Lo que Delerm cuenta en su texto “Llamar desde una cabina telefónica” es menos visceral: de la incomodidad que da meterse en una cabina telefónica y el rito de hacer una llamada pasa a la maravilla que ofrece en cambio: hablar con un ser querido, escuchar su voz.
¿No es curioso todo lo que la pura voz puede decir de una persona que amamos: de su tristeza, de su fatiga, de su fragilidad, de sus ganas de vivir, de su alegría?
La respuesta a esta pregunta es sí, es curioso, y sí, en la voz está toda esa gama de tonalidades que interpretamos casi con desesperación. También para mí, cuando he estado lejos de las personas que quiero, el teléfono ha dejado de ser mi último recurso para convertirse en mi mayor esperanza. Entonces la prosa de Delerm me funciona y comparto su experiencia y sus palabras. El final de este texto es tan hermoso que roza los ámbitos del poema en prosa, cito:
Esa voz, tan cerca y tan lejos, te dice que París no es un exilio, que las palomas vuelan por encima de las bancas, que el acero fue suavemente derrotado.
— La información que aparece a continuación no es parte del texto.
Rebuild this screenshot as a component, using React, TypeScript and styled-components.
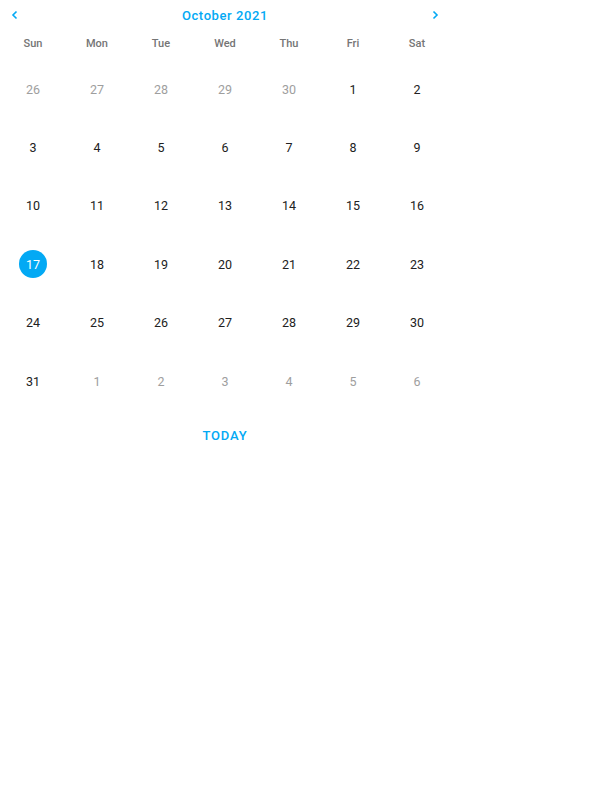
import React from "react";
import styled, { createGlobalStyle } from "styled-components";

const Global = createGlobalStyle`
  body { margin: 0; background: #fff; font-family: Roboto, "Noto Sans", sans-serif; }
`;

const Calendar = styled.div`
  width: 450px;
  display: flex;
  flex-direction: column;
`;

const Header = styled.div`
  height: 30px;
  display: flex;
  align-items: center;
  justify-content: space-between;
  padding: 0 8px;
`;

const NavButton = styled.button`
  width: 14px;
  height: 14px;
  padding: 0;
  border: none;
  background: none;
  display: flex;
  align-items: center;
  justify-content: center;
  color: #03a9f4;
  cursor: pointer;
`;

const Title = styled.div`
  font-size: 13px;
  font-weight: 500;
  letter-spacing: 0.6px;
  color: #03a9f4;
`;

const Grid = styled.div`
  display: grid;
  grid-template-columns: repeat(7, 64px);
  padding: 0 1px;
`;

const WeekDay = styled.div`
  height: 30px;
  box-sizing: border-box;
  display: flex;
  align-items: center;
  justify-content: center;
  font-size: 11px;
  font-weight: 500;
  color: #757575;
  padding-bottom: 4px;
`;

const DayCell = styled.div`
  height: 58.4px;
  display: flex;
  align-items: center;
  justify-content: center;
`;

const Day = styled.div<{ $muted?: boolean; $selected?: boolean }>`
  width: 28px;
  height: 28px;
  border-radius: 50%;
  display: flex;
  align-items: center;
  justify-content: center;
  font-size: 12.5px;
  color: ${(p) => (p.$selected ? "#fff" : p.$muted ? "#9e9e9e" : "#212121")};
  background: ${(p) => (p.$selected ? "#03a9f4" : "transparent")};
`;

const Footer = styled.div`
  height: 50px;
  display: flex;
  align-items: center;
  justify-content: center;
`;

const TodayButton = styled.button`
  border: none;
  background: none;
  font-family: Roboto, sans-serif;
  font-size: 13px;
  font-weight: 500;
  letter-spacing: 0.8px;
  color: #03a9f4;
  padding: 8px;
  cursor: pointer;
`;

const weekdays = ["Sun", "Mon", "Tue", "Wed", "Thu", "Fri", "Sat"];

const days: { d: number; muted?: boolean }[] = [
  ...[26, 27, 28, 29, 30].map((d) => ({ d, muted: true })),
  ...Array.from({ length: 31 }, (_, i) => ({ d: i + 1 })),
  ...[1, 2, 3, 4, 5, 6].map((d) => ({ d, muted: true })),
];

const Chevron = ({ dir }: { dir: "left" | "right" }) => (
  <svg width="10" height="10" viewBox="0 0 10 10">
    <path
      d={dir === "left" ? "M6.5 1.5 L3 5 L6.5 8.5" : "M3.5 1.5 L7 5 L3.5 8.5"}
      fill="none"
      stroke="currentColor"
      strokeWidth="1.6"
    />
  </svg>
);

export default function App() {
  return (
    <>
      <Global />
      <Calendar>
        <Header>
          <NavButton aria-label="previous">
            <Chevron dir="left" />
          </NavButton>
          <Title>October 2021</Title>
          <NavButton aria-label="next">
            <Chevron dir="right" />
          </NavButton>
        </Header>
        <Grid>
          {weekdays.map((w) => (
            <WeekDay key={w}>{w}</WeekDay>
          ))}
          {days.map((x, i) => (
            <DayCell key={i}>
              <Day $muted={x.muted} $selected={!x.muted && x.d === 17}>
                {x.d}
              </Day>
            </DayCell>
          ))}
        </Grid>
        <Footer>
          <TodayButton>TODAY</TodayButton>
        </Footer>
      </Calendar>
    </>
  );
}
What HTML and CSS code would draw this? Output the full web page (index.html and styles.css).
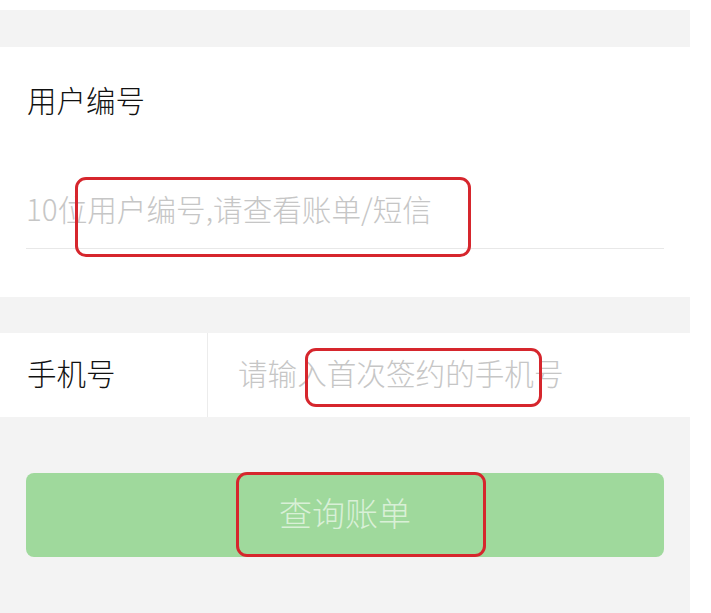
FILE: index.html
```html
<!DOCTYPE html>
<html lang="zh-CN">
<head>
<meta charset="utf-8">
<title>查询账单</title>
<link rel="stylesheet" href="styles.css">
</head>
<body>
<div class="page">
  <section class="panel">
    <div class="label">用户编号</div>
    <div class="field"><input class="input" type="text" placeholder="10位用户编号,请查看账单/短信"></div>
  </section>
  <section class="row">
    <div class="row-label">手机号</div>
    <div class="row-field"><input class="input" type="text" placeholder="请输入首次签约的手机号"></div>
  </section>
  <div class="actions">
    <button class="btn" type="button">查询账单</button>
  </div>
</div>
<div class="mark mark-1"></div>
<div class="mark mark-2"></div>
<div class="mark mark-3"></div>
</body>
</html>
```
FILE: styles.css
```css
html, body {
  margin: 0;
  padding: 0;
  background: #ffffff;
  font-family: "Noto Sans CJK SC", "Noto Sans", sans-serif;
  font-weight: 300;
  color: #111111;
}
body {
  position: relative;
  width: 711px;
  height: 613px;
  overflow: hidden;
}
.page {
  width: 690px;
  margin-top: 10px;
  padding-top: 37px;
  background: #f3f3f3;
  height: 566px;
  box-sizing: content-box;
}
.panel {
  background: #ffffff;
  padding: 30px 26px 48px 27px;
}
.label {
  height: 46px;
  line-height: 44px;
  font-size: 29.5px;
}
.field {
  margin-top: 49px;
  border-bottom: 1px solid #e8e8e8;
  margin-left: -1px;
}
.input {
  display: block;
  width: 100%;
  box-sizing: border-box;
  border: none;
  outline: none;
  background: transparent;
  padding: 0 0 4px 0;
  height: 76px;
  font-family: "Noto Sans CJK SC", "Noto Sans", sans-serif;
  font-weight: 300;
  font-size: 29.6px;
  color: #111111;
}
.input::placeholder {
  color: #c6c6c6;
}
.row {
  margin-top: 36px;
  background: #ffffff;
  display: flex;
  height: 84px;
}
.row-label {
  width: 180px;
  padding-left: 27px;
  line-height: 78px;
  font-size: 29.5px;
  border-right: 1px solid #ececec;
}
.row-field {
  flex: 1;
  padding-left: 30px;
  display: flex;
  align-items: center;
}
.row-field .input {
  height: 84px;
  padding-bottom: 6px;
}
.actions {
  padding: 56px 26px 0 26px;
}
.btn {
  display: block;
  width: 100%;
  height: 84px;
  border: none;
  border-radius: 8px;
  background: #9fd99c;
  color: #d9f0d7;
  font-family: "Noto Sans CJK SC", "Noto Sans", sans-serif;
  font-weight: 300;
  font-size: 33px;
  padding: 0 0 7px 0;
}
.mark {
  position: absolute;
  border: 3px solid #d6262d;
  border-radius: 11px;
  box-sizing: border-box;
}
.mark-1 { left: 75px; top: 177px; width: 396px; height: 80px; }
.mark-2 { left: 305px; top: 348px; width: 237px; height: 59px; }
.mark-3 { left: 236px; top: 472px; width: 250px; height: 85px; }
```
En suma, Philippe Delerm no pretende apropiarse de vivencias comunes cual si aplicara sobre ellas un derecho de autor. No busca burlarnos o embaucarnos con su estilo literario, todo lo contrario: sacrifica lo pequeño, lo propio, para ofrecer al lector lo grande, una experiencia que cualquiera de nosotros pueda disfrutar. Pero lo más importante es que con cada texto da un modelo a seguir, un instructivo para asombrarse ante la propia vida, para deleitarse con el lenguaje que se ha de usar y, sobre todo, para que los principales tema de escritura no sea necesariamente los grandes logros o las peores tragedias que cada quien guarda, sino saber encontrar los pequeños placeres cotidianos; los que tenemos siempre al alcance de la mano y nunca los reconocemos.
(1) Me apoyo en las traducciones que hiciera, para la revista El Zahir, José Julián Collado en 1997 y no en las más conocidas, de Javier Albiñana, que Tusquets Editores difundiera un año después.
Ensayo antologado en el libro Veinte años de ensayo selección e introducción de Armando González Torres (Fonca-Conaculta, México, 2010).